Exercise goal: Faithfully return all lines, omitting every embedded picture.

Dataset content:
=======
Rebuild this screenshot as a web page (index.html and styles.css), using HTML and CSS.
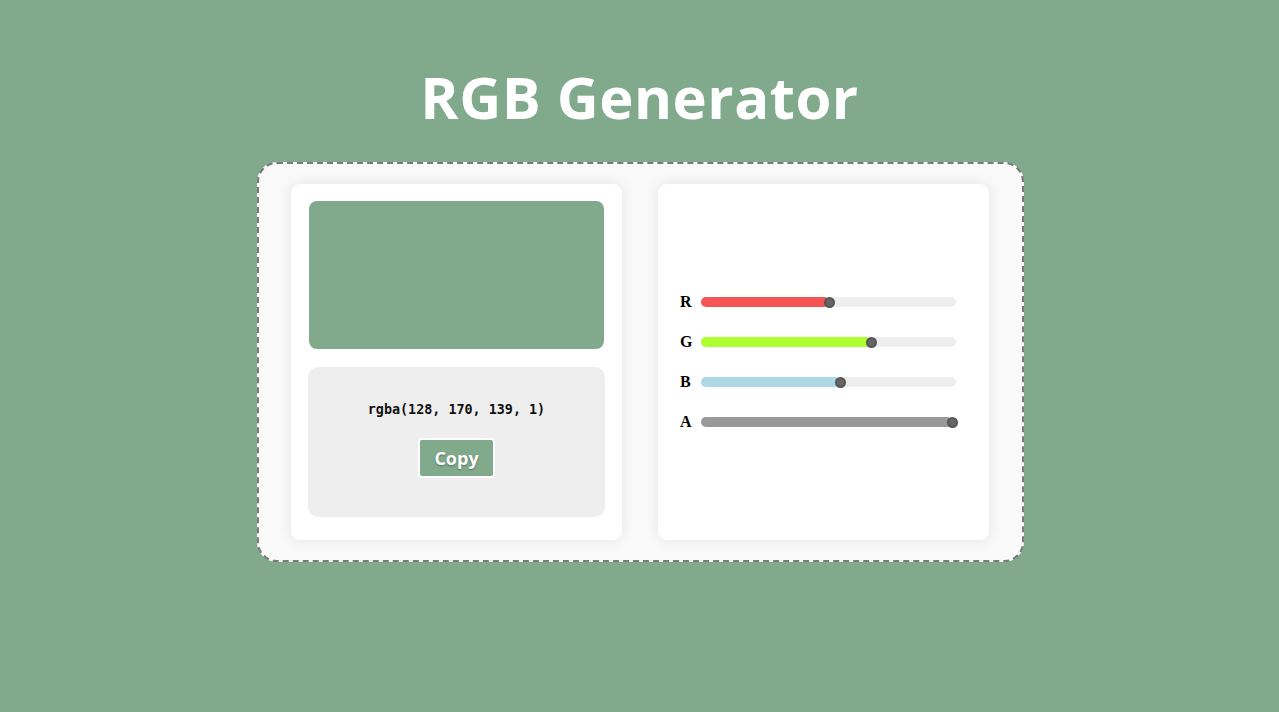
FILE: index.html
```html
<!DOCTYPE html>
<html>
<head>
<meta charset="utf-8">
<title>RGB Generator</title>
<link rel="stylesheet" href="styles.css">
</head>
<body>
<h1 class="title">RGB Generator</h1>
<div class="wrap">
  <div class="card left">
    <div class="preview"></div>
    <div class="output">
      <div class="code">rgba(128, 170, 139, 1)</div>
      <button class="copy">Copy</button>
    </div>
  </div>
  <div class="card right">
    <div class="sliders">
      <div class="row"><span class="lbl">R</span><div class="track"><div class="fill red" style="width:128px"></div><span class="thumb" style="left:128px"></span></div></div>
      <div class="row"><span class="lbl">G</span><div class="track"><div class="fill green" style="width:170px"></div><span class="thumb" style="left:170px"></span></div></div>
      <div class="row"><span class="lbl">B</span><div class="track"><div class="fill blue" style="width:139px"></div><span class="thumb" style="left:139px"></span></div></div>
      <div class="row"><span class="lbl">A</span><div class="track"><div class="fill gray" style="width:251px"></div><span class="thumb" style="left:251px"></span></div></div>
    </div>
  </div>
</div>
</body>
</html>
```
FILE: styles.css
```css
html, body {
  margin: 0;
  padding: 0;
  background: #80aa8b;
  height: 100%;
}
body {
  padding-top: 1px;
}
.title {
  margin: 61px 0 30px;
  text-align: center;
  color: #fff;
  font-family: "Open Sans", sans-serif;
  font-weight: 700;
  font-size: 58px;
  line-height: 70px;
  letter-spacing: 0.5px;
}
.wrap {
  width: 767px;
  margin: 0 auto;
  position: relative;
  left: 1px;
  border: 2px dashed #7a7a7a;
  border-radius: 20px;
  background: #f9f9f9;
  padding: 20px 32px;
  display: flex;
  gap: 36px;
  box-sizing: border-box;
}
.card {
  background: #fff;
  border-radius: 9px;
  width: 331px;
  height: 356px;
  box-shadow: 0 0 14px rgba(0, 0, 0, 0.09);
  box-sizing: border-box;
}
.left {
  padding: 17px 17px 23px 17px;
  display: flex;
  flex-direction: column;
  gap: 18px;
}
.preview {
  height: 148px;
  background: #80aa8b;
  border-radius: 8px;
  margin: 0 1px;
}
.output {
  flex: 1;
  background: #eeeeee;
  border-radius: 10px;
  display: flex;
  flex-direction: column;
  align-items: center;
  padding-top: 34px;
  box-sizing: border-box;
}
.code {
  font-family: "DejaVu Sans Mono", monospace;
  font-weight: 700;
  font-size: 13.4px;
  line-height: 18px;
  color: #111;
}
.copy {
  margin-top: 19px;
  width: 77px;
  height: 40px;
  background: #80aa8b;
  border: 2px solid #fff;
  border-radius: 4px;
  color: #fff;
  font-family: "Open Sans", sans-serif;
  font-weight: 700;
  font-size: 18px;
  text-shadow: 0 1px 2px rgba(0, 0, 0, 0.35);
  padding: 0;
}
.right {
  display: flex;
  align-items: center;
  padding-left: 22px;
}
.sliders {
  display: flex;
  flex-direction: column;
  gap: 30px;
  margin-top: 0;
}
.row {
  display: flex;
  align-items: center;
  height: 10px;
}
.lbl {
  width: 21px;
  font-family: "Liberation Serif", serif;
  font-weight: 700;
  font-size: 16px;
  color: #000;
}
.track {
  position: relative;
  width: 255px;
  height: 10px;
  border-radius: 5px;
  background: #eeeeee;
}
.fill {
  height: 10px;
  border-radius: 5px;
}
.red { background: #f55555; }
.green { background: #adff2f; }
.blue { background: #add8e6; }
.gray { background: #999999; }
.thumb {
  position: absolute;
  top: 50%;
  width: 11px;
  height: 11px;
  margin: -5.5px 0 0 -5.5px;
  border-radius: 50%;
  background: #666;
  border: 2px solid #555;
  box-sizing: border-box;
}
```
=======
Response to this exercise:
Rebuild this screenshot as a web page (index.html and styles.css), using HTML and CSS.
FILE: index.html
```html
<!DOCTYPE html>
<html>
<head>
<meta charset="utf-8">
<title>RGB Generator</title>
<link rel="stylesheet" href="styles.css">
</head>
<body>
<h1 class="title">RGB Generator</h1>
<div class="wrap">
  <div class="card left">
    <div class="preview"></div>
    <div class="output">
      <div class="code">rgba(128, 170, 139, 1)</div>
      <button class="copy">Copy</button>
    </div>
  </div>
  <div class="card right">
    <div class="sliders">
      <div class="row"><span class="lbl">R</span><div class="track"><div class="fill red" style="width:128px"></div><span class="thumb" style="left:128px"></span></div></div>
      <div class="row"><span class="lbl">G</span><div class="track"><div class="fill green" style="width:170px"></div><span class="thumb" style="left:170px"></span></div></div>
      <div class="row"><span class="lbl">B</span><div class="track"><div class="fill blue" style="width:139px"></div><span class="thumb" style="left:139px"></span></div></div>
      <div class="row"><span class="lbl">A</span><div class="track"><div class="fill gray" style="width:251px"></div><span class="thumb" style="left:251px"></span></div></div>
    </div>
  </div>
</div>
</body>
</html>
```
FILE: styles.css
```css
html, body {
  margin: 0;
  padding: 0;
  background: #80aa8b;
  height: 100%;
}
body {
  padding-top: 1px;
}
.title {
  margin: 61px 0 30px;
  text-align: center;
  color: #fff;
  font-family: "Open Sans", sans-serif;
  font-weight: 700;
  font-size: 58px;
  line-height: 70px;
  letter-spacing: 0.5px;
}
.wrap {
  width: 767px;
  margin: 0 auto;
  position: relative;
  left: 1px;
  border: 2px dashed #7a7a7a;
  border-radius: 20px;
  background: #f9f9f9;
  padding: 20px 32px;
  display: flex;
  gap: 36px;
  box-sizing: border-box;
}
.card {
  background: #fff;
  border-radius: 9px;
  width: 331px;
  height: 356px;
  box-shadow: 0 0 14px rgba(0, 0, 0, 0.09);
  box-sizing: border-box;
}
.left {
  padding: 17px 17px 23px 17px;
  display: flex;
  flex-direction: column;
  gap: 18px;
}
.preview {
  height: 148px;
  background: #80aa8b;
  border-radius: 8px;
  margin: 0 1px;
}
.output {
  flex: 1;
  background: #eeeeee;
  border-radius: 10px;
  display: flex;
  flex-direction: column;
  align-items: center;
  padding-top: 34px;
  box-sizing: border-box;
}
.code {
  font-family: "DejaVu Sans Mono", monospace;
  font-weight: 700;
  font-size: 13.4px;
  line-height: 18px;
  color: #111;
}
.copy {
  margin-top: 19px;
  width: 77px;
  height: 40px;
  background: #80aa8b;
  border: 2px solid #fff;
  border-radius: 4px;
  color: #fff;
  font-family: "Open Sans", sans-serif;
  font-weight: 700;
  font-size: 18px;
  text-shadow: 0 1px 2px rgba(0, 0, 0, 0.35);
  padding: 0;
}
.right {
  display: flex;
  align-items: center;
  padding-left: 22px;
}
.sliders {
  display: flex;
  flex-direction: column;
  gap: 30px;
  margin-top: 0;
}
.row {
  display: flex;
  align-items: center;
  height: 10px;
}
.lbl {
  width: 21px;
  font-family: "Liberation Serif", serif;
  font-weight: 700;
  font-size: 16px;
  color: #000;
}
.track {
  position: relative;
  width: 255px;
  height: 10px;
  border-radius: 5px;
  background: #eeeeee;
}
.fill {
  height: 10px;
  border-radius: 5px;
}
.red { background: #f55555; }
.green { background: #adff2f; }
.blue { background: #add8e6; }
.gray { background: #999999; }
.thumb {
  position: absolute;
  top: 50%;
  width: 11px;
  height: 11px;
  margin: -5.5px 0 0 -5.5px;
  border-radius: 50%;
  background: #666;
  border: 2px solid #555;
  box-sizing: border-box;
}
```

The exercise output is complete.